Su colega, mucho más populista, Itamar Ben-Gvir, sigue abiertamente el camino de Meir Kahane, el rabino más notoriamente racista de la Israel moderna:
“Un profeta vivió en nuestra ciudad, un líder vivió en nuestra tierra. Continuamos en su camino.”
Insiste en ascender al Monte del Templo para “restaurar la soberanía sobre el lugar más sagrado”. Los rabinos que rodean a esta coalición predican en público que “los árabes de Gaza son Amalek y el mandamiento es aniquilar a Amalek”. Genocidio, directamente de las Escrituras. Las restricciones políticas se derrumban bajo las exhortaciones teológicas.
Entre el gobierno de Hamas y la coalición de Netanyahu, Israel está ahora atrapado en su primera guerra verdaderamente religiosa.
Los intereses pueden negociarse. Dios, no
La historia enseña que las guerras políticas terminan con documentos; las religiosas, mucho menos. Las guerras de religión en Europa se prolongaron durante siglos hasta que finalmente se asimiló la lección de separar Iglesia y Estado. Mientras las disputas sigan siendo políticas, hay esperanza. Una vez que se vuelven teológicas, las soluciones se alejan. Porque, ¿cómo puede alguien transar sobre una promesa divina?
Así, se envían soldados a Gaza no para proteger civiles sino para comenzar la “purificación” de toda la tierra de Israel. Gaza es la puerta hacia Cisjordania. Los presupuestos fluyen hacia los asentamientos no como medida de seguridad, sino como deber religioso. La democracia misma se dobla bajo el peso del mesianismo. Del otro lado, los palestinos se ahogan en sangre y ruinas mientras Hamas sacrifica a su gente en el altar de Alá. Es un ciclo de fanatismo mutuo: cada lado reafirmando su fe con sangre y fuego, cada lado sacralizando el odio. Y no veo la profunda diferencia.
Mientras el conflicto fue secular, sobre fronteras, seguridad y derechos, pudo negociarse. Ahora que se ha convertido en lenguaje religioso. Dios contra Alá, Halajá contra Sharía, rabinos enfrentados con imanes. Las posibilidades de paz se desvanecen. La urgencia es inmensa: se acaba el tiempo para devolver este conflicto a un cauce político antes de que quede sellado tras muros de fe.
Una elección todavía posible
Ésta es una responsabilidad grave. ¿Estamos preparados para confiar nuestro futuro a políticos que creen que el Todopoderoso preside las reuniones de gabinete? ¿Cambiaremos la posibilidad de un compromiso difícil pero alcanzable por una guerra santa interminable sin vencedores?

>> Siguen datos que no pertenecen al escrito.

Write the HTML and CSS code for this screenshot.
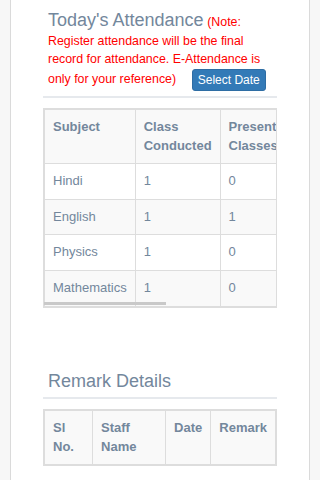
FILE: index.html
```html
<!DOCTYPE html>
<html lang="en">
<head>
<meta charset="utf-8">
<title>Attendance</title>
<link rel="stylesheet" href="styles.css">
</head>
<body>
<div class="panel">
  <div class="col">
    <div class="x-title">
      <span class="title">Today's Attendance</span> <span class="note">(Note: Register attendance will be the final record for attendance. E-Attendance is only for your reference)</span> <button class="btn-date" type="button">Select Date</button>
    </div>
    <div class="table-wrap">
      <div class="table-scroll">
        <table class="grid att">
          <thead>
            <tr class="shade"><th>Subject</th><th>Class Conducted</th><th>Present Classes</th><th>Absent Classes</th><th>Attendance Percentage</th></tr>
          </thead>
          <tbody>
            <tr><td>Hindi</td><td>1</td><td>0</td><td>1</td><td>0%</td></tr>
            <tr class="shade"><td>English</td><td>1</td><td>1</td><td>0</td><td>100%</td></tr>
            <tr><td>Physics</td><td>1</td><td>0</td><td>1</td><td>0%</td></tr>
            <tr class="shade"><td>Mathematics</td><td>1</td><td>0</td><td>1</td><td>0%</td></tr>
          </tbody>
        </table>
      </div>
      <div class="scroll-thumb"></div>
    </div>

    <div class="x-title remark-title">
      <h2 class="title">Remark Details</h2>
    </div>
    <div class="table-wrap">
      <table class="grid remarks">
        <thead>
          <tr class="shade"><th>Sl No.</th><th>Staff Name</th><th>Date</th><th>Remark</th></tr>
        </thead>
        <tbody></tbody>
      </table>
    </div>
  </div>
</div>
</body>
</html>
```

FILE: styles.css
```css
html, body {
  margin: 0;
  padding: 0;
}

body {
  background: #f7f7f7;
  font-family: "Liberation Sans", Arial, sans-serif;
  font-size: 13px;
  line-height: 1.42857;
  color: #73879c;
}

.panel {
  margin: 0 10px;
  min-height: 480px;
  background: #fff;
  border-left: 1px solid #dadada;
  border-right: 1px solid #dadada;
  padding: 10px 17px 20px;
}

.col {
  padding: 0 15px;
}

.x-title {
  padding: 1px 5px 5px;
  border-bottom: 2px solid #e6e9ed;
  margin-bottom: 10px;
}

.title {
  font-size: 18px;
  font-weight: 400;
  line-height: 18.57px;
  color: #73879c;
  margin: 0;
}

.note {
  color: #ff0000;
  font-size: 12.4px;
}

.btn-date {
  display: inline-block;
  vertical-align: middle;
  margin-left: 12px;
  padding: 1px 5px;
  font-family: "Liberation Sans", Arial, sans-serif;
  font-size: 12px;
  line-height: 1.5;
  color: #fff;
  background: #337ab7;
  border: 1px solid #2e6da4;
  border-radius: 3px;
}

.table-wrap {
  position: relative;
  border: 1px solid #dddddd;
  margin-bottom: 15px;
}

.table-scroll {
  overflow-x: auto;
  scrollbar-width: none;
}

.table-scroll::-webkit-scrollbar {
  display: none;
}

.scroll-thumb {
  position: absolute;
  left: 0;
  bottom: 2px;
  width: 122px;
  height: 3px;
  background: #c9c9c9;
}

.grid {
  border-collapse: collapse;
  border-spacing: 0;
  border: 1px solid #dddddd;
  width: 100%;
}

.grid th,
.grid td {
  padding: 8px;
  border: 1px solid #dddddd;
  text-align: left;
  vertical-align: top;
  line-height: 1.42857;
}

.grid th {
  font-weight: 700;
}

.shade {
  background: #f9f9f9;
}

.remark-title {
  margin-top: 64px;
  padding-top: 0;
  padding-bottom: 6px;
}

.remark-title .title {
  line-height: 1.1;
}
```
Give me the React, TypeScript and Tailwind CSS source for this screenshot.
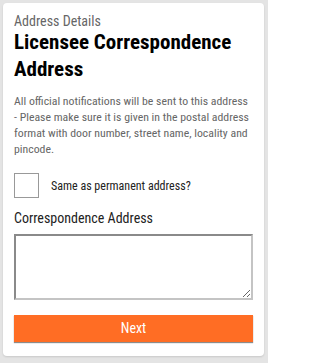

Todavía podemos elegir la vida. Pero sólo si nos negamos a dejar que Dios dirija nuestras guerras, o nuestra paz. Ni Dios, ni los charlatanes que pretenden hablar en su nombre. Si insisten, que luchen entre ellos. Nosotros deberíamos apartarnos, desearles la mejor de las suertes. Y avanzar hacia la difícil pero necesaria reconciliación.